Constitution of The British Chinese Society


Adopted on the Sixteenth day of October 2001

A Name
The name of the association is The British Chinese Society ("the Society").

B Administration
Subject to the matters set out below the Society and its property shall be administered and managed in accordance with this constitution by the members of the executive committee, constituted by clause G of this constitution ("the Executive Committee").

C Objects
The Society's objects are:

(1) TO ADVANCE THE EDUCATION OF THE PUBLIC IN CHINESE LANGUAGE, HISTORY, ART, CULTURE AND TRADITIONS.

(2) TO RELIEVE POVERTY, SICKNESS AND DISTRESS PARTICULARLY AMONGST MEMBERS OF THE CHINESE COMMUNITY IN THE UNITED KINGDOM.

(3) TO PROVIDE OR ASSIST IN THE PROVISION OF FACILTIES FOR RECREATION AND OTHER LEISURE TIME OCCUPATION FOR THE INHABITANTS OF THE UNITED KINGDOM, PARTICULARLY THOSE OF CHINESE DESCENT, IN THE INTEREST OF SOCIAL WELFARE AND WITH THE OBJECT OF IMPROVING THEIR CONDITIONS OF LIFE.

(4) TO PROVIDE HELP, SUPPORT AND ASSISTANCE TO MEMBERS OF SUCCESSIVE GENERATIONS OF THE CHINESE COMMUNITY IN THE UNITED KINGDOM CONCERNING ISSUES OF CULTURAL IDENTITY AND HERITAGE.

(5) TO PROMOTE GOOD RELATIONS BETWEEN THE CHINESE COMMUNITY IN THE UNITED KINGDOM AND OTHER ETHNIC GROUPS.

D Powers
In furtherance of the objects but not otherwise the Executive Committee may exercise the following powers:

(i) Power to raise funds and to invite and receive contributions provided that in raising funds the Executive Committee shall not undertake any substantial permanent trading activities and shall conform to any relevant requirements of the law;

(ii) Power to buy, take on lease or in exchange any property necessary for the achievement of the objects and to maintain and equip it for use;

(iii) Power subject to any consents required by law to sell, lease or dispose of all or any part of the property of the Society;

(iv) Power subject to any consents required by law to borrow money and to charge all or any part of the property of the Society with repayment of the money so borrowed;

(v) Power to employ such staff (who shall not be members of the Executive Committee) as are necessary for the proper pursuit of the objects and to make all reasonable and necessary provision for the payment of pensions and superannuation for such staff and their dependants;

(vi) Power to co-operate with other charities, voluntary bodies and statutory authorities operating in furtherance of the objects or of similar charitable purposes and to exchange information and advice with them;

(vii) Power to establish or support any charitable trusts, associations or institutions formed for all or any of the objects;

(viii) Power to appoint and constitute such advisory committees as the Executive Committee may think fit;

(ix) Power to do all such other lawful things as are necessary or desirable for the achievement of the objects.

E Membership
(1) Membership shall be open to any person on or over the age of 18 years interested in furthering the objects and who has paid the annual subscription laid down from time to time by the Executive Committee.
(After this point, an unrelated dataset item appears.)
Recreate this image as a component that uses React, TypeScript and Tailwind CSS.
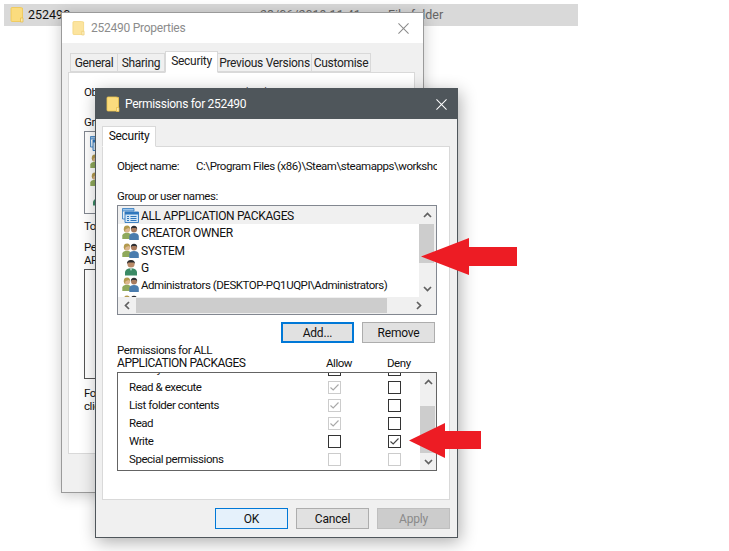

(2) Every member shall have one vote.

(3) The Executive Committee may by a two thirds majority and for good reason terminate the membership of any individual: Provided that the individual shall have a right to be heard by the Executive Committee, accompanied by a friend, before a final decision is made.

F Honorary Officers
At the annual general meeting of the Society the members shall elect from among themselves a Chairman, a Vice Chairman, a Secretary, and a Treasurer, who shall hold office from the conclusion of that meeting.


G Executive Committee
(1) The Executive Committee shall consist of not less than six members nor more than twelve members being;

(a) The honorary officers specified in the preceding clause;

(b) Not less than two and not more than eight members elected at the annual general meeting who shall hold office from the conclusion of that meeting.

(2) The Executive Committee may in addition appoint not more than twelve co-opted members but so that no-one may be appointed as co-opted member if, as a result, more than one third of the members of the Executive Committee would be co-opted members. Each appointment of a co-opted member shall be made at a special meeting of the Executive Committee called under clause J (1) and shall take effect from the end of that meeting unless the appointment is to fill a place which has not then been vacated in which case the appointment shall run from the date when the post becomes vacant.

(3) At the first annual general meeting all the Executive Committee members shall retire from office, and at every subsequent annual general meeting one third of the Executive Committee members shall retire by rotation or, if their number is not three or a multiple of three, the nearest number to one third shall retire from office; but, if there is only one Executive Committee member who is subject to retirement by rotation he shall retire.

(4) The Executive Committee members to retire by rotation shall be those who have been longest in office since their last appointment or re-appointment, but as between persons who became or were last re-appointed Executive Committee members on the same day those to retire shall (unless they otherwise agree among them) be determined by lot.
(5) The proceedings of the Executive Committee shall not be invalidated by any vacancy amongst their number or by any failure to appoint or any defect in the appointment or qualification of any member
.

(6) Nobody shall be appointed or continue to act as a member of the Executive Committee who is not a fully paid-up member of the Society.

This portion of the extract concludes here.